§ Task inputs
···

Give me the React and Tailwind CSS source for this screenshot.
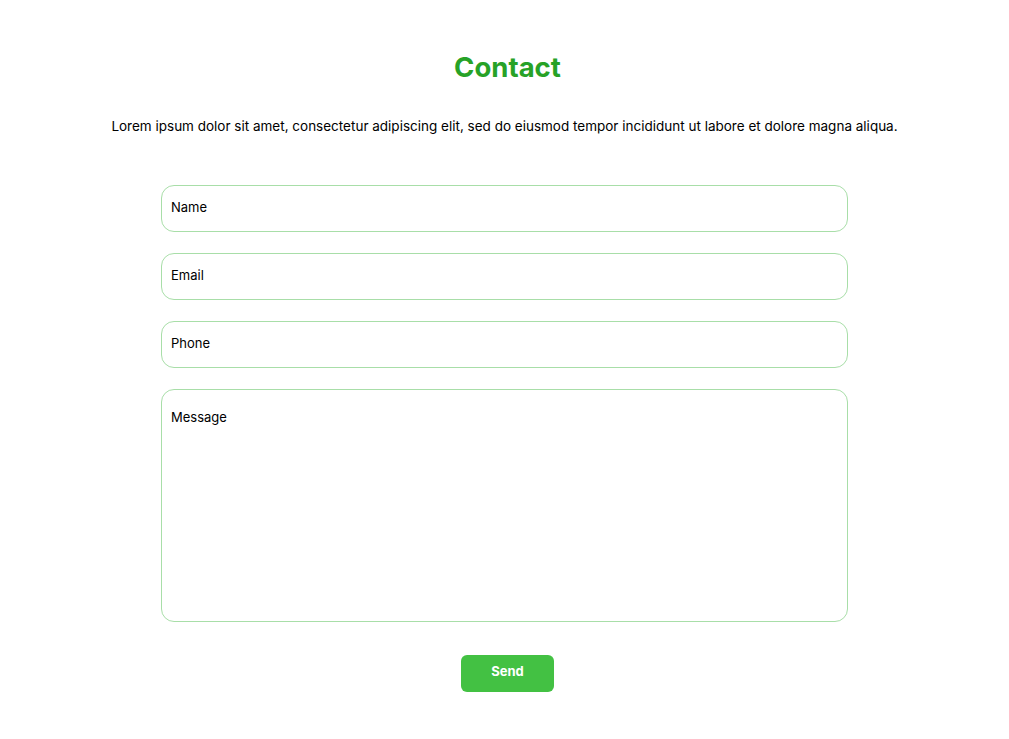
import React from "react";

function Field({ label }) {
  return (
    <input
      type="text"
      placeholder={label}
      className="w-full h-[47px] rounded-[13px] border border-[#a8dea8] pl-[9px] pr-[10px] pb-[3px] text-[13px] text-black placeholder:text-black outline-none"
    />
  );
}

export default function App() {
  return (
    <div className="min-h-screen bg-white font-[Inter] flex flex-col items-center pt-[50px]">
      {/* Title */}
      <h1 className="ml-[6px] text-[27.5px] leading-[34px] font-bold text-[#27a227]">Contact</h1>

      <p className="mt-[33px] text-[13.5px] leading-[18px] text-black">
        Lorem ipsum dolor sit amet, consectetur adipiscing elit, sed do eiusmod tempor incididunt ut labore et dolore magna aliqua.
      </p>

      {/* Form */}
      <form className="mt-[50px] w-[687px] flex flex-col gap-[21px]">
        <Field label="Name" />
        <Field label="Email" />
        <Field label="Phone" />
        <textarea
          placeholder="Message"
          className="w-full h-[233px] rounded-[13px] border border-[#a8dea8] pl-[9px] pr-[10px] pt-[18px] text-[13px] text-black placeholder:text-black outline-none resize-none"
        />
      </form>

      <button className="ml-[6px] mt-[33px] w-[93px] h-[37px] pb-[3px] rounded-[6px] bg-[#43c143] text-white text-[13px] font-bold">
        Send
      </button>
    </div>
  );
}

···

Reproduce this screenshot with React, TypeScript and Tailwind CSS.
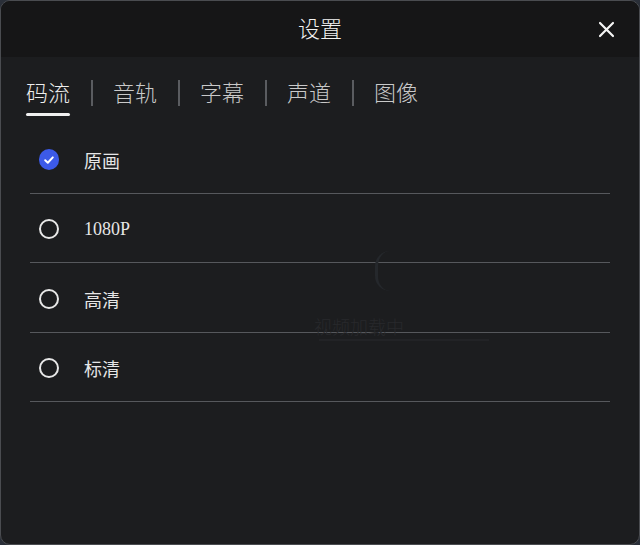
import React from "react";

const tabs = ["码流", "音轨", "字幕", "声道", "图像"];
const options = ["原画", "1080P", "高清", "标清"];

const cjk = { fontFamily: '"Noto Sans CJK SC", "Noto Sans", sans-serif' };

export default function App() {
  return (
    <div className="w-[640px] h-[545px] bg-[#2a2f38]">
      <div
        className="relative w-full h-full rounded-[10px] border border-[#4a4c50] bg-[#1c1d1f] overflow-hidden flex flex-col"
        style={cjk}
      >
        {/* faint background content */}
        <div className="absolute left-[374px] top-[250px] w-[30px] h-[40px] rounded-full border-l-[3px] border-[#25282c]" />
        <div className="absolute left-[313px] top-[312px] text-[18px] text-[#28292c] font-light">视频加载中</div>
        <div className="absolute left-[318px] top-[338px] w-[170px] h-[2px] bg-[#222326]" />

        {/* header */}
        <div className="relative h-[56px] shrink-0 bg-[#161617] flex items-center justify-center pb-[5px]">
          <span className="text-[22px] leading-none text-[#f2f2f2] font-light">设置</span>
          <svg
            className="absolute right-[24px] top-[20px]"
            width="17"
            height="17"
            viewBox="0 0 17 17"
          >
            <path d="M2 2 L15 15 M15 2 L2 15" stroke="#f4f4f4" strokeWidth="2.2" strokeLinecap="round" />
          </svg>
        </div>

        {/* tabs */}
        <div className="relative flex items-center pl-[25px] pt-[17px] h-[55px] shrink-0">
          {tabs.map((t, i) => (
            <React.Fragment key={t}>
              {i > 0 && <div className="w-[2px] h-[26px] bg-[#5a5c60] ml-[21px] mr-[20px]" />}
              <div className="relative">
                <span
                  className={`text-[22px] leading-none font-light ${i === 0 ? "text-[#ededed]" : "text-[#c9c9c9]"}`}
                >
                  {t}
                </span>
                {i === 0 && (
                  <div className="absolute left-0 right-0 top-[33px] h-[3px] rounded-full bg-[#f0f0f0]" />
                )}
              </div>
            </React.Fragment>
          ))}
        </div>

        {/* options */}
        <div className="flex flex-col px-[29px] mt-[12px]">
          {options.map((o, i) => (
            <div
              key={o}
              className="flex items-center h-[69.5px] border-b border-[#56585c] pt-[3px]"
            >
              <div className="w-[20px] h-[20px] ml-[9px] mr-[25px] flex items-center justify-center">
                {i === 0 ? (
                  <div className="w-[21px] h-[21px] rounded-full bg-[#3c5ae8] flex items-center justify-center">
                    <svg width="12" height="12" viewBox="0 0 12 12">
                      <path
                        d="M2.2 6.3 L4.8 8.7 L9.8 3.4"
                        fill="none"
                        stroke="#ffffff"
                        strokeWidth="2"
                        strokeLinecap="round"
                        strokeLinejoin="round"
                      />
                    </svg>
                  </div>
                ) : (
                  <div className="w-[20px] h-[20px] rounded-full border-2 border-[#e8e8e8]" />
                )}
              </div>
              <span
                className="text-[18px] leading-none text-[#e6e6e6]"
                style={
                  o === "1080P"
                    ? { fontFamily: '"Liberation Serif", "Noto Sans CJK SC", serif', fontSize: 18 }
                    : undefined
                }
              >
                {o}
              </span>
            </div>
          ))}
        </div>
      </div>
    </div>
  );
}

···

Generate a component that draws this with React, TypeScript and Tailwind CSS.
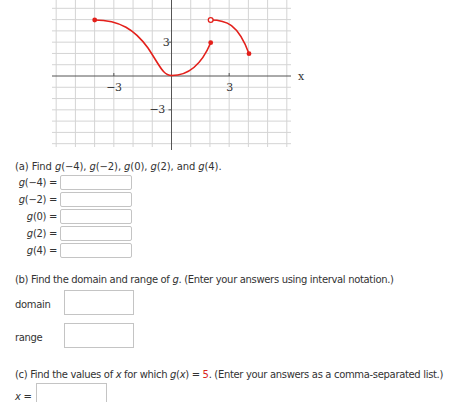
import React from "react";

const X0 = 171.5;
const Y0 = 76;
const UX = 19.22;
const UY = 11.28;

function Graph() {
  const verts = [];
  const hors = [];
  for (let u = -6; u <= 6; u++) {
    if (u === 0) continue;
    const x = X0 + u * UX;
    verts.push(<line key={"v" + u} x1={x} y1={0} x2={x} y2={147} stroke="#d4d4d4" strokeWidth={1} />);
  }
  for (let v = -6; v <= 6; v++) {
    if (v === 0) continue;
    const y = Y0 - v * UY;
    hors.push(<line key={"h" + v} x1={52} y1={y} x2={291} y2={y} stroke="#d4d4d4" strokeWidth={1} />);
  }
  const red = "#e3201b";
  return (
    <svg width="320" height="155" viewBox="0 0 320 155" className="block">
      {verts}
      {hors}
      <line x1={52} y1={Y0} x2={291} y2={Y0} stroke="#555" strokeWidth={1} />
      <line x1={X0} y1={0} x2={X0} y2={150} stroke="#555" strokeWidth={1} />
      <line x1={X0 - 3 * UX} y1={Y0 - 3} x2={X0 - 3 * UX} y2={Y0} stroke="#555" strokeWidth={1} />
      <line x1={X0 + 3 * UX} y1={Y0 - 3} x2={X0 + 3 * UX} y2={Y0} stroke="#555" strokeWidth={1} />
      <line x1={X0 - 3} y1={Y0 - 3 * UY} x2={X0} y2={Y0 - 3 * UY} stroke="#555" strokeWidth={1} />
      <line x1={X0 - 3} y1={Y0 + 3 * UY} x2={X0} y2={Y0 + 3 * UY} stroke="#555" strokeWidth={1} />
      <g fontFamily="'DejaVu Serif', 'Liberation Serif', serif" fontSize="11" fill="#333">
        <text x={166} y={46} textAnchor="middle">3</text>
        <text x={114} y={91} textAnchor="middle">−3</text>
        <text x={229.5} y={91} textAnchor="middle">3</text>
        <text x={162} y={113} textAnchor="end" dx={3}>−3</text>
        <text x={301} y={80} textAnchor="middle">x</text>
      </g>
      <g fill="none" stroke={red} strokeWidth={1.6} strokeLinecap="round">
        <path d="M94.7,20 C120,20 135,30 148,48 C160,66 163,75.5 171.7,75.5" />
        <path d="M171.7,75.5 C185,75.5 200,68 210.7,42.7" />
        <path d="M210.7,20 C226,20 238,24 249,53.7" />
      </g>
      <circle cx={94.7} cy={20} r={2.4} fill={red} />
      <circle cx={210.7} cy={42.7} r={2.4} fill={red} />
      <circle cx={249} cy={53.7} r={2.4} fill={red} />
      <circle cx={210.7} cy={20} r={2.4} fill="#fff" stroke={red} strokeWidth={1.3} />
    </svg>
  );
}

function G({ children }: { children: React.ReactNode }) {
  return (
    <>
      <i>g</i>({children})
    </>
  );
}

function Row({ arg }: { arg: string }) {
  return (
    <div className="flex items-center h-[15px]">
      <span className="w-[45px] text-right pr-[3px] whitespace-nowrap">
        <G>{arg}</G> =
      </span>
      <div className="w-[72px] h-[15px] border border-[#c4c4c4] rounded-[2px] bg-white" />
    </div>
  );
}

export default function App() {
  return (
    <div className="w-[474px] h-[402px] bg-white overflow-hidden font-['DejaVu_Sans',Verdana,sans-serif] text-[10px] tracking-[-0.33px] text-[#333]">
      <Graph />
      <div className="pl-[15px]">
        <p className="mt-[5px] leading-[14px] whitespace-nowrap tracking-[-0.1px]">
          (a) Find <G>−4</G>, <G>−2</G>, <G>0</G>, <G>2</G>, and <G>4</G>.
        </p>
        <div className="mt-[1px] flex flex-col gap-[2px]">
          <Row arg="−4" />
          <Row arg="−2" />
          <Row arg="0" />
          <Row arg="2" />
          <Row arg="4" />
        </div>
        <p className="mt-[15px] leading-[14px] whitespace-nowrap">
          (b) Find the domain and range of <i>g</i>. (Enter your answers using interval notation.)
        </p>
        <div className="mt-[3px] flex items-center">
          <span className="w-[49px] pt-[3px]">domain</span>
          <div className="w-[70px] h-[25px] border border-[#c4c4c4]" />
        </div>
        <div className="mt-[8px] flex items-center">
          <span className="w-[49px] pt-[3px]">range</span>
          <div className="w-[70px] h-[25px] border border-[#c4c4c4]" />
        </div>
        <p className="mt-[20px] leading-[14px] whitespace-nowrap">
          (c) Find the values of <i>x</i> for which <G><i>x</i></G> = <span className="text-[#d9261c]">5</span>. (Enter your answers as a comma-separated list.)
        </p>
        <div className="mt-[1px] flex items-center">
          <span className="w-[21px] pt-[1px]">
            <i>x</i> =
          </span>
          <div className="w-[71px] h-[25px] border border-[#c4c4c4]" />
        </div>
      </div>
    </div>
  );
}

···

§ Work to complete
Write out the lines beginning with the one that contains "Generate a component" and ending with the one that contains "const UY = 11.28;", exactly as given. Leave pictures out.

§ Result of the task
Generate a component that draws this with React, TypeScript and Tailwind CSS.
import React from "react";

const X0 = 171.5;
const Y0 = 76;
const UX = 19.22;
const UY = 11.28;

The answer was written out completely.